Le trouble se complaît dans l’ondulatoire quand l’esprit le voudrait corpusculaire.

— Trouble

en 1999 “Les ministères de la culture et de la communication et des affaires étrangères ont réuni dix personnalités françaises et francophones et leur ont demandé de choisir dix mots au caractère évocateur, riches de sonorités, de sens et d’histoire comme une invitation à la réflexion et à la création”…

Je me sentais un peu comme un usurpateur au milieu de ces virtuoses du verbe et du sens.

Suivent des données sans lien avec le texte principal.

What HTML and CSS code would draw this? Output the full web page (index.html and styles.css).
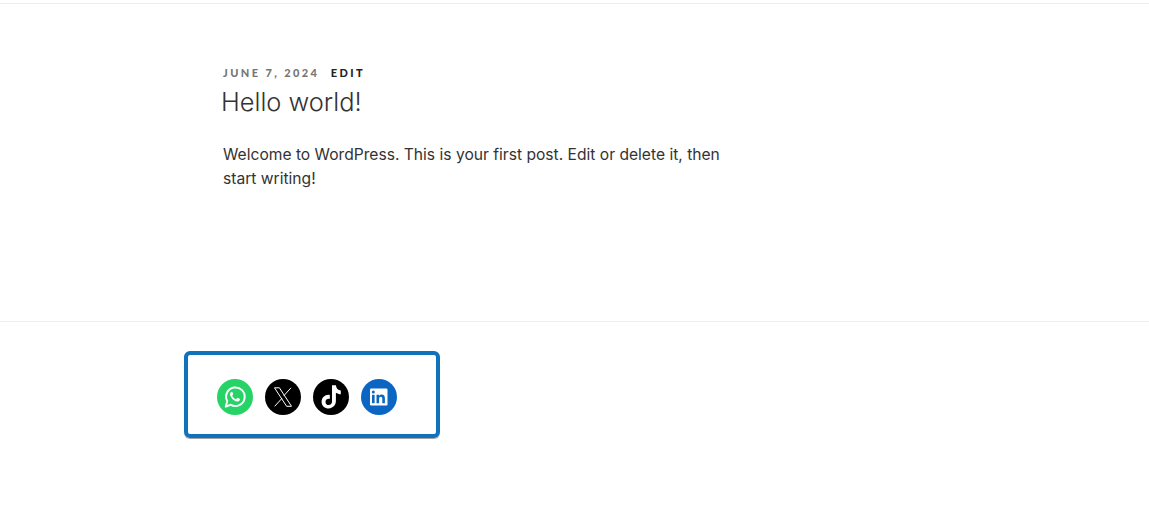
FILE: index.html
```html
<!DOCTYPE html>
<html lang="en">
<head>
<meta charset="utf-8">
<title>Hello world!</title>
<link rel="stylesheet" href="styles.css">
</head>
<body>
<header class="top-rule"></header>
<main class="content">
  <article class="post">
    <div class="meta"><span class="date">JUNE 7, 2024</span><a class="edit" href="#">EDIT</a></div>
    <h1 class="title">Hello world!</h1>
    <p class="text">Welcome to WordPress. This is your first post. Edit or delete it, then start writing!</p>
  </article>
</main>
<footer class="footer">
  <div class="social-box">
    <a class="icon whatsapp" href="#" aria-label="WhatsApp">
      <svg viewBox="0 0 36 36" width="36" height="36"><path class="wa-ring" d="M8.800 27.600l1.500-5.300a9.300 9.300 0 1 1 3.500 3.500z"/><path class="wa-phone" d="M14.900 12.700c-.4 0-.8.2-1.100.6-.5.6-.9 1.400-.8 2.300.1 1.200.8 2.500 2 3.800 1.500 1.700 3.200 2.800 5 3.100 1 .2 2-.2 2.600-1 .3-.4.4-.9.3-1.400-.8-.6-1.600-1.100-2.500-1.400-.4.3-.7.8-1 1.200-.2.2-.5.2-.8.1-1.400-.6-2.600-1.700-3.300-3-.1-.2-.1-.4.1-.6.3-.3.6-.7.8-1.100-.2-.9-.6-1.800-1-2.500z"/></svg>
    </a>
    <a class="icon x" href="#" aria-label="X">
      <svg viewBox="0 0 36 36" width="36" height="36"><path class="x-outline" d="M9.500 8.800h4.900l12.100 18.500h-4.900z"/><path class="x-stroke" d="M26 8.800l-7.300 8.100M17 19.300l-7.300 8"/></svg>
    </a>
    <a class="icon tiktok" href="#" aria-label="TikTok">
      <svg viewBox="0 0 36 36" width="36" height="36"><path class="tt" d="M19 6.200h3.900c.2 3 2.100 5 4.900 5.200v3.900c-1.900 0-3.500-.6-4.900-1.500v8.300c0 4.300-3.300 7.300-7.200 7.300S8.600 26.700 8.600 22.900c0-4.400 3.700-7.700 8.200-7v4c-2.200-.6-4.300.8-4.300 3 0 1.800 1.400 3.200 3.200 3.200 1.900 0 3.300-1.500 3.300-3.300z"/></svg>
    </a>
    <a class="icon linkedin" href="#" aria-label="LinkedIn">
      <svg viewBox="0 0 36 36" width="36" height="36"><rect class="li-bg" x="9" y="9.500" width="17.500" height="17" rx="1.200"/><rect class="li-fg" x="11" y="15.800" width="2.600" height="8.400"/><circle class="li-fg" cx="12.300" cy="13" r="1.500"/><path class="li-fg" d="M15.500 15.800h2.500V17c.5-.8 1.500-1.400 2.600-1.400 2.300 0 3.300 1.400 3.300 3.800v4.800h-2.600v-4.300c0-1.200-.3-2.100-1.400-2.100-1.200 0-1.800.9-1.800 2.100v4.300h-2.600z"/></svg>
    </a>
  </div>
</footer>
</body>
</html>
```
FILE: styles.css
```css
* { box-sizing: border-box; }
html, body { margin: 0; padding: 0; background: #fff; }
body {
  font-family: "Inter", "Liberation Sans", sans-serif;
  color: #333;
  height: 506px;
  overflow: hidden;
}
.top-rule {
  height: 4px;
  border-bottom: 1px solid #eee;
}
.content {
  height: 318px;
  border-bottom: 1px solid #eee;
  padding: 62px 0 0 223px;
}
.post { width: 510px; }
.meta {
  display: flex;
  gap: 11.500px;
  font-family: "Lato", sans-serif;
  font-size: 11px;
  font-weight: 900;
  letter-spacing: 2.400px;
  line-height: 14px;
}
.date { color: #767676; }
.edit { color: #222; text-decoration: none; }
.title {
  margin: 5px 0 0 -2px;
  font-size: 25.400px;
  font-weight: 300;
  line-height: 34px;
  color: #333;
}
.text {
  margin: 24px 0 0;
  font-size: 15.620px;
  font-weight: 400;
  line-height: 24px;
  color: #333;
}
.footer { padding: 29px 0 0 183.500px; }
.social-box {
  width: 256px;
  height: 87px;
  border: 4px solid #0f72ba;
  border-radius: 6px;
  box-shadow: 0 1px 0 rgba(90, 90, 90, 0.55);
  padding: 24px 0 0 29.500px;
  display: flex;
  gap: 12px;
  align-items: flex-start;
}
.icon {
  display: block;
  width: 36px;
  height: 36px;
  border-radius: 50%;
}
.icon svg { display: block; }
.whatsapp { background: #25d366; }
.x, .tiktok { background: #000; }
.linkedin { background: #0a66c2; }
.wa-ring { fill: none; stroke: #fff; stroke-width: 2; stroke-linejoin: round; }
.wa-phone { fill: #fff; }
.x-outline { fill: none; stroke: #fff; stroke-width: 1; }
.x-stroke { fill: none; stroke: #fff; stroke-width: 1; }
.tt { fill: #fff; }
.li-bg { fill: #fff; }
.li-fg { fill: #0a66c2; }
```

Je me souviens de ce tir à boulets rouges lorsque j’émis l’hypothèse d’un “brainstorming”. Comment? Vous parlez sans doute d’un “remue méninges”.

Autour de la table: Henri Lopes, Patrice Louis, Raymond Devos, Salah Stétié, Philippe Sainteny, Henriette Walter, Etienne Brunet, Mimi Barthélémy. Et, il me semble, mais je me trompe peut être car il a disparu de la publication, Edouard Glissant mais il a probablement, prudemment, évité de soumettre un texte. Le déjeuner était fort bon et Devos en forme.

J’avais choisi “Trouble”. Je me rappellerai toujours le scepticisme manifesté par les journalistes venus m’interroger pour la radio sur mon texte qui leur paraissait visiblement bien obscur. Ils furent tout aussi surpris de le découvrir dès qu’à leur demande je me mis à le lire…

Trouble des sens

Plus l’image se précise plus grand est le trouble. Il s’accommode du paradoxe. Avant de voir l’on pressent la mise en doute des apparences. Quand le réel se confond avec son image, que l’esprit oscille de l’un à l’autre à la recherche de certitudes hors d’atteinte, la mise au point s’impose.

C’est dans l’espace du doute que la conscience erre en quête du net. Quand il échappe au regard celui-ci se retourne vers l’entendement bien en mal de trancher. Le trouble devient un moment d’extase où l’on jouit de l’impuissance de l’esprit à définir le contour des choses. Il épuise notre capacité à dire, à mettre en mots le monde qui nous attire. L’objet de notre intérêt se confond avec celui du désir en une vibration qui confine à l’excitation. Le trouble se complaît dans l’ondulatoire quand l’esprit le voudrait corpusculaire.

L’image née du nombre, et plus encore le virtuel, d’abord trop net, ont appris à le créer. Ce n’est plus simplement l’illusion complaisante mais le sentiment diffus d’être là et ailleurs, ici mais plus tard, quand il est trop tôt pour comprendre. C’est alors qu’on apprend, et que l’on appréhende, la pensée en action, la quête mouvante du sens, la mise en doute du réel qui s’explique à voix basse.